WHAT IS BEING ASKED -
Work out the number of lines in the listing that include the string "this". Reply with that number alone.

DATA SUPPLIED -
----------
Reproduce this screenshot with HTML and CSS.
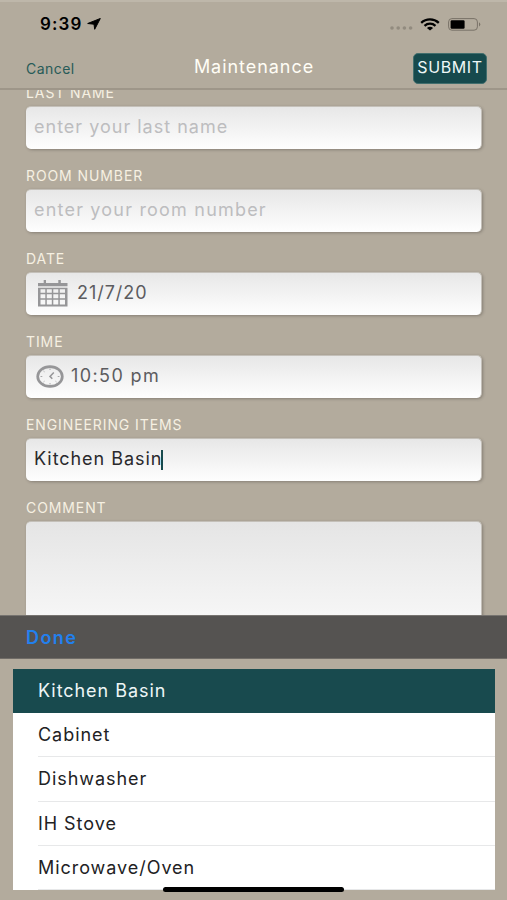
FILE: index.html
```html
<!DOCTYPE html>
<html lang="en">
<head>
  <meta charset="UTF-8">
  <meta name="viewport" content="width=device-width, initial-scale=1.0">
  <title>Maintenance</title>
  <link rel="stylesheet" href="styles.css">
</head>
<body>
  <header class="header">
    <div class="status">
      <span class="clock">9:39</span>
      <svg class="location" width="14" height="12" viewBox="0 0 14 12"><path d="M13.3 0.5L0.7 5.5L7 6.2L7.7 11.3Z" stroke="#000" stroke-width="1" stroke-linejoin="round"/></svg>
      <div class="status-icons">
        <svg width="23" height="4" viewBox="0 0 23 4" fill="#928b7f"><circle cx="2" cy="2" r="1.8"/><circle cx="8.2" cy="2" r="1.8"/><circle cx="14.4" cy="2" r="1.8"/><circle cx="20.6" cy="2" r="1.8"/></svg>
        <svg class="wifi" width="20" height="13" viewBox="0 0 20 13" fill="none" stroke="#000" stroke-width="2.3"><path d="M1.2 4.8C6.2 0.2 13.8 0.2 18.8 4.8"/><path d="M4.5 7.8C7.7 5 12.3 5 15.5 7.8"/><path d="M6.9 9.9Q10 7.4 13.1 9.9L10 12.6Z" fill="#000" stroke="none"/></svg>
        <svg class="battery" width="33" height="13" viewBox="0 0 33 13"><rect x="0.6" y="0.6" width="28.8" height="11.6" rx="3.3" fill="none" stroke="#797267"/><rect x="2.6" y="2.3" width="14" height="8.4" rx="1.2"/><path d="M31 4.2Q33.6 6.4 31 8.6Z" fill="#797267"/></svg>
      </div>
    </div>
    <nav class="nav">
      <a class="cancel">Cancel</a>
      <h1>Maintenance</h1>
      <button class="btn">SUBMIT</button>
    </nav>
  </header>

  <main class="form">
    <div class="form-group">
      <label for="lastName">LAST NAME</label>
      <div class="field"><input type="text" id="lastName" placeholder="enter your last name"></div>
    </div>
    <div class="form-group">
      <label for="roomNumber">ROOM NUMBER</label>
      <div class="field"><input class="room" type="text" id="roomNumber" placeholder="enter your room number"></div>
    </div>
    <div class="form-group">
      <label>DATE</label>
      <div class="field picked">
        <svg class="calendar" width="30" height="27" viewBox="0 0 30 27" fill="#969698"><path d="M0 3H5.7V0H8V3H20.3V0H22.8V3H29.5V6.2H0Z"/><path fill-rule="evenodd" d="M0 7.7H29.5V26.5H0ZM2.5 9.3V12.7H7.3V9.3ZM8.8 9.3V12.7H13.8V9.3ZM15.3 9.3V12.7H20.3V9.3ZM21.8 9.3V12.7H27V9.3ZM2.5 14.2V18.2H7.3V14.2ZM8.8 14.2V18.2H13.8V14.2ZM15.3 14.2V18.2H20.3V14.2ZM21.8 14.2V18.2H27V14.2ZM2.5 19.7V24.5H7.3V19.7ZM8.8 19.7V24.5H13.8V19.7ZM15.3 19.7V24.5H20.3V19.7ZM21.8 19.7V24.5H27V19.7Z"/></svg>
        <span class="date">21/7/20</span>
      </div>
    </div>
    <div class="form-group">
      <label>TIME</label>
      <div class="field picked">
        <svg class="time-icon" width="28" height="23" viewBox="0 0 28 23" fill="none" stroke="#969698"><ellipse cx="14" cy="11.5" rx="12.3" ry="9.9" stroke-width="2.7"/><path d="M17.8 7.5L14 11.4L16.3 13.7" stroke-width="1.5"/><path d="M14 3.5V5M14 18V19.5M4.5 11.5H6.3M21.7 11.5H23.5M7.5 6L8.5 6.8M7.5 17L8.5 16.2M20.5 17L19.5 16.2" stroke-width="0.8"/></svg>
        <span class="time">10:50 pm</span>
      </div>
    </div>
    <div class="form-group">
      <label>ENGINEERING ITEMS</label>
      <div class="field active"><span>Kitchen Basin</span><i class="caret"></i></div>
    </div>
    <div class="form-group">
      <label>COMMENT</label>
      <div class="field comment"></div>
    </div>
  </main>

  <div class="toolbar"><a class="done">Done</a></div>
  <ul class="picker">
    <li class="selected">Kitchen Basin</li>
    <li>Cabinet</li>
    <li>Dishwasher</li>
    <li>IH Stove</li>
    <li>Microwave/Oven</li>
  </ul>
  <div class="home-bar"></div>
</body>
</html>
```
FILE: styles.css
```css
* { box-sizing: border-box; }
body { margin: 0; height: 900px; overflow: hidden; position: relative; background: #b3ab9d; font-family: Inter, "Liberation Sans", sans-serif; font-size: 18px; letter-spacing: 0.95px; }
.header { height: 90px; border-bottom: 2px solid #9e9689; box-shadow: inset 0 2px #beb7aa; }
.status { height: 48px; padding: 0 26px 0 40px; display: flex; align-items: center; }
.clock { font-size: 17px; font-weight: 600; letter-spacing: 1.1px; }
.location { margin-left: 5px; }
.status-icons { margin-left: auto; display: flex; align-items: center; }
.status-icons svg:first-child { margin-top: 8px; }
.wifi { margin-left: 7px; }
.battery { margin-left: 8px; }
.nav { height: 40px; padding: 0 20px 0 26px; display: grid; grid-template-columns: 74px 1fr 74px; align-items: center; }
.cancel { color: #285b58; font-size: 14px; letter-spacing: 0.45px; }
h1 { margin: -3px 5px 0 0; color: #fffdf5; font-size: 18px; font-weight: 400; text-align: center; }
.btn { width: 74px; height: 31px; padding: 0 0 2px; border: 1px solid #416e6d; border-radius: 5px; background: #164a4d; color: #eff8f7; font: 16px Inter, sans-serif; letter-spacing: 0.6px; }
.form { height: 525px; padding: 0 25px 0 26px; overflow: hidden; }
.form-group { height: 83px; }
.form-group:first-child { margin-top: -24px; }
label { display: block; height: 40px; padding-top: 18px; color: #f6f0e2; font-size: 14px; line-height: 17px; letter-spacing: 0.9px; }
.field { height: 43px; padding: 0 8px 3px; display: flex; align-items: center; border: 1px solid #c4c0b9; border-width: 1px 1px 0 0; border-radius: 5px; background: linear-gradient(#e7e7e7, #fefefe); box-shadow: 1px 1px 3px rgba(70, 65, 60, 0.4); }
input { width: 100%; padding: 0; border: none; outline: none; background: none; font: inherit; letter-spacing: 1px; }
.room { letter-spacing: 1.2px; }
input::placeholder { color: #bdbdbf; opacity: 1; }
.picked { padding-left: 10px; color: #5c5c5f; }
.calendar { margin: 2px 9px 0 2px; }
.time-icon { margin: 2px 7px 0 0; }
.time { letter-spacing: 1.4px; }
.active { color: #29292c; }
.caret { width: 2px; height: 20px; margin: 2px 0 0 -1px; background: #174a4d; }
.comment { height: 130px; background: linear-gradient(#e5e5e5, #fcfcfc); }
.toolbar { height: 44px; padding-left: 26px; display: flex; align-items: center; background: #555351; border-top: 1px solid #777470; border-bottom: 1px solid #706c67; }
.done { color: #2280ee; font-weight: 600; letter-spacing: 1.4px; }
.picker { height: 221px; margin: 10px 12px 0 13px; padding: 0; list-style: none; background: #fff; color: #222224; }
.picker li { height: 44.2px; margin-left: 25px; border-bottom: 1px solid #e7e8e9; line-height: 43px; }
.picker .selected { margin-left: 0; padding-left: 25px; border-bottom-color: #184a4e; background: #184a4e; color: #edf6f6; }
.home-bar { position: absolute; left: 163px; top: 887px; width: 181px; height: 5px; border-radius: 3px; background: #000; }
```
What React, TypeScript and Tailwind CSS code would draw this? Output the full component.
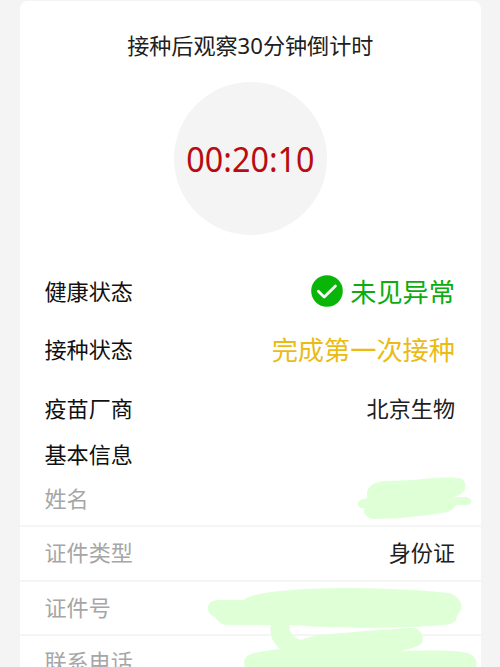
import React from 'react';

interface InfoRow {
  label: string;
  value?: string;
}

const infoRows: InfoRow[] = [
  { label: '姓名' },
  { label: '证件类型', value: '身份证' },
  { label: '证件号' },
  { label: '联系电话' },
];

const CheckBadge = () => (
  <svg className="w-8 h-8 shrink-0" viewBox="0 0 32 32" fill="none">
    <circle cx="16" cy="16" r="15.8" fill="#09b507" />
    <path d="M7.3 16.3 L13.2 22 L24.4 11" stroke="#fff" strokeWidth="2.8" strokeLinecap="round" strokeLinejoin="round" />
  </svg>
);

// Brush strokes that hide the personal data
const BrushMarks = () => (
  <svg className="absolute left-0 top-0 w-[500px] h-[667px] pointer-events-none" viewBox="0 0 500 667" fill="#dfffd7">
    <path d="M367 492 C369 485 376 481 386 481 L414 480 C430 478 446 477 459 478 C465 479 466 484 465 489 C464 493 459 495 454 497 L467 497 C473 499 473 504 467 505 L456 505 C453 510 449 512 443 513 C421 516 397 519 373 519 C366 518 363 513 364 508 C358 509 356 504 359 501 C361 499 364 499 367 498 Z" />
    <path d="M243 600 C253 592 289 589 340 588 C383 588 423 590 449 593 C459 596 463 604 461 610 C458 613 457 616 456 620 C453 625 445 625 430 626 C386 629 334 628 290 625 C288 632 295 639 302 640 C312 634 337 634 365 631 C384 630 402 628 414 628 C424 630 425 642 420 645 C416 647 409 649 402 651 C430 650 458 650 468 653 C475 656 478 661 476 667 L245 667 C242 660 246 655 254 653 C262 651 271 650 280 649 C273 643 269 635 271 625 L228 625 C221 625 218 621 215 617 C209 615 206 609 209 604 C212 600 217 600 222 600 Z" />
  </svg>
);

const App = () => {
  return (
    <div className="relative h-[667px] overflow-hidden bg-[#f4f4f4] pl-5 pr-[19.5px] pt-px font-['Noto_Sans_CJK_SC',sans-serif] text-[22.1px] leading-[32px] text-[#202020]">
      <div className="h-[680px] rounded-t-lg bg-white">
        {/* Countdown */}
        <h1 className="pt-7 text-center font-['Noto_Sans','Noto_Sans_CJK_SC',sans-serif]">
          接种后观察30分钟倒计时
        </h1>
        <div className="mx-auto mt-[21px] flex h-[153px] w-[153px] items-center justify-center rounded-full bg-[#f4f4f4]">
          <span className="inline-block scale-x-[0.95] font-['Noto_Sans',sans-serif] text-[34px] text-[#b80c10]">00:20:10</span>
        </div>

        {/* Vaccination status */}
        <div className="mt-[26px] pl-[24.5px] pr-[25.5px] text-[#101010]">
          <div className="flex h-[58px] items-center justify-between">
            <span>健康状态</span>
            <div className="flex items-center gap-[7px] pt-px text-[26.2px] text-[#0dab0d]">
              <CheckBadge />
              <span>未见异常</span>
            </div>
          </div>
          <div className="flex h-[58px] items-center justify-between">
            <span>接种状态</span>
            <span className="pt-px text-[26.2px] text-[#eabb14]">完成第一次接种</span>
          </div>
          <div className="flex h-[59px] items-center justify-between">
            <span>疫苗厂商</span>
            <span className="text-[#202020]">北京生物</span>
          </div>
        </div>

        {/* Basic info */}
        <h2 className="flex h-[37px] items-center pb-1 px-[24.5px] text-[#101010]">基本信息</h2>
        <div>
          {infoRows.map(row => (
            <div
              key={row.label}
              className="flex h-[54.3px] items-center justify-between border-b-2 border-[#f5f5f5] pb-1 pl-[24.5px] pr-[25.5px]"
            >
              <span className="text-[#a6a6a6]">{row.label}</span>
              {row.value && <span>{row.value}</span>}
            </div>
          ))}
        </div>
      </div>

      <BrushMarks />
    </div>
  );
};

export default App;
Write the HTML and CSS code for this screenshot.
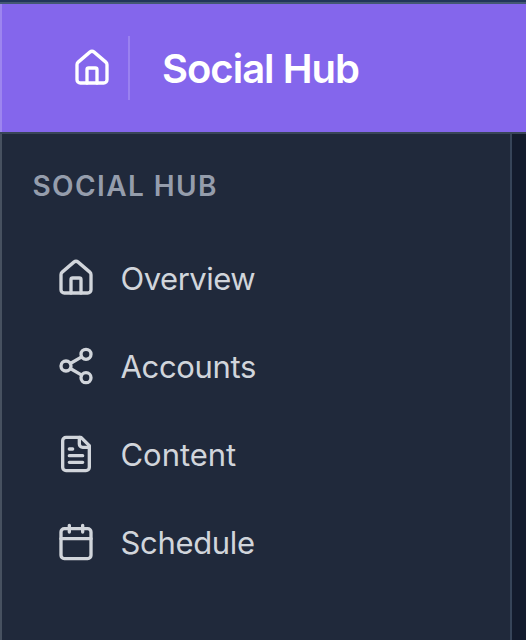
FILE: index.html
```html
<!DOCTYPE html>
<html lang="en">
<head>
<meta charset="utf-8">
<title>Social Hub</title>
<link rel="stylesheet" href="styles.css">
</head>
<body>
<div class="app">
  <header class="topbar">
    <a class="home">
      <svg class="icon" viewBox="0 0 24 24"><path d="M15 21v-8a1 1 0 0 0-1-1h-4a1 1 0 0 0-1 1v8"/><path d="M3 10a2 2 0 0 1 .709-1.528l7-5.999a2 2 0 0 1 2.582 0l7 5.999A2 2 0 0 1 21 10v9a2 2 0 0 1-2 2H5a2 2 0 0 1-2-2z"/></svg>
    </a>
    <h1 class="title">Social Hub</h1>
  </header>
  <div class="body">
    <aside class="sidebar">
      <h2 class="section">SOCIAL HUB</h2>
      <nav class="nav">
        <a class="item"><svg class="icon" viewBox="0 0 24 24"><path d="M15 21v-8a1 1 0 0 0-1-1h-4a1 1 0 0 0-1 1v8"/><path d="M3 10a2 2 0 0 1 .709-1.528l7-5.999a2 2 0 0 1 2.582 0l7 5.999A2 2 0 0 1 21 10v9a2 2 0 0 1-2 2H5a2 2 0 0 1-2-2z"/></svg><span class="overview">Overview</span></a>
        <a class="item"><svg class="icon" viewBox="0 0 24 24"><circle cx="18" cy="5" r="3"/><circle cx="6" cy="12" r="3"/><circle cx="18" cy="19" r="3"/><path d="m8.59 13.51 6.83 3.98M15.41 6.51l-6.82 3.98"/></svg><span class="accounts">Accounts</span></a>
        <a class="item"><svg class="icon" viewBox="0 0 24 24"><path d="M15 2H6a2 2 0 0 0-2 2v16a2 2 0 0 0 2 2h12a2 2 0 0 0 2-2V7Z"/><path d="M14 2v4a2 2 0 0 0 2 2h4M10 9H8M16 13H8M16 17H8"/></svg><span class="content">Content</span></a>
        <a class="item"><svg class="icon" viewBox="0 0 24 24"><path d="M8 2v4M16 2v4"/><rect x="3" y="4" width="18" height="18" rx="2"/><path d="M3 10h18"/></svg><span class="schedule">Schedule</span></a>
      </nav>
    </aside>
    <main class="main"></main>
  </div>
</div>
</body>
</html>
```
FILE: styles.css
```css
* { box-sizing: border-box; }
body {
  margin: 0;
  background: #21355a;
  font-family: Inter, "Liberation Sans", sans-serif;
}
.app {
  display: flex;
  flex-direction: column;
  height: 640px;
  padding-top: 2px;
  overflow: hidden;
}
.topbar {
  display: flex;
  align-items: center;
  flex: none;
  height: 132px;
  border-top: 2px solid #435873;
  border-bottom: 2px solid #394658;
  background: #8466ec;
  box-shadow: inset 2px 0 #9d85ef;
  color: #fff;
}
.home {
  display: flex;
  align-items: center;
  height: 64px;
  width: 130px;
  padding-left: 72px;
  border-right: 2px solid #9a81f0;
}
.icon {
  flex: none;
  width: 40px;
  height: 40px;
  fill: none;
  stroke: currentColor;
  stroke-width: 2;
  stroke-linecap: round;
  stroke-linejoin: round;
}
.title {
  margin: 2px 0 0 32px;
  font-size: 40px;
  line-height: 56px;
  font-weight: 600;
  letter-spacing: -1px;
}
.body { display: flex; flex: 1; }
.sidebar {
  width: 512px;
  padding-top: 32px;
  border-left: 2px solid #475160;
  border-right: 2px solid #364459;
  background: #20293b;
}
.section {
  margin: 0;
  padding-left: 30.5px;
  font-size: 28px;
  line-height: 40px;
  font-weight: 600;
  letter-spacing: 1.4px;
  color: #959dac;
}
.nav { margin-top: 28px; }
.item {
  display: flex;
  align-items: center;
  gap: 24.5px;
  height: 88px;
  padding-left: 54px;
  font-size: 31px;
  line-height: 40px;
  color: #d1d5db;
}
.item span { padding-top: 2px; letter-spacing: -0.33px; }
.item .overview { letter-spacing: -0.48px; }
.item .content { letter-spacing: -0.05px; }
.main { flex: 1; background: #131b2d; }
```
----------
RESPONSE -
3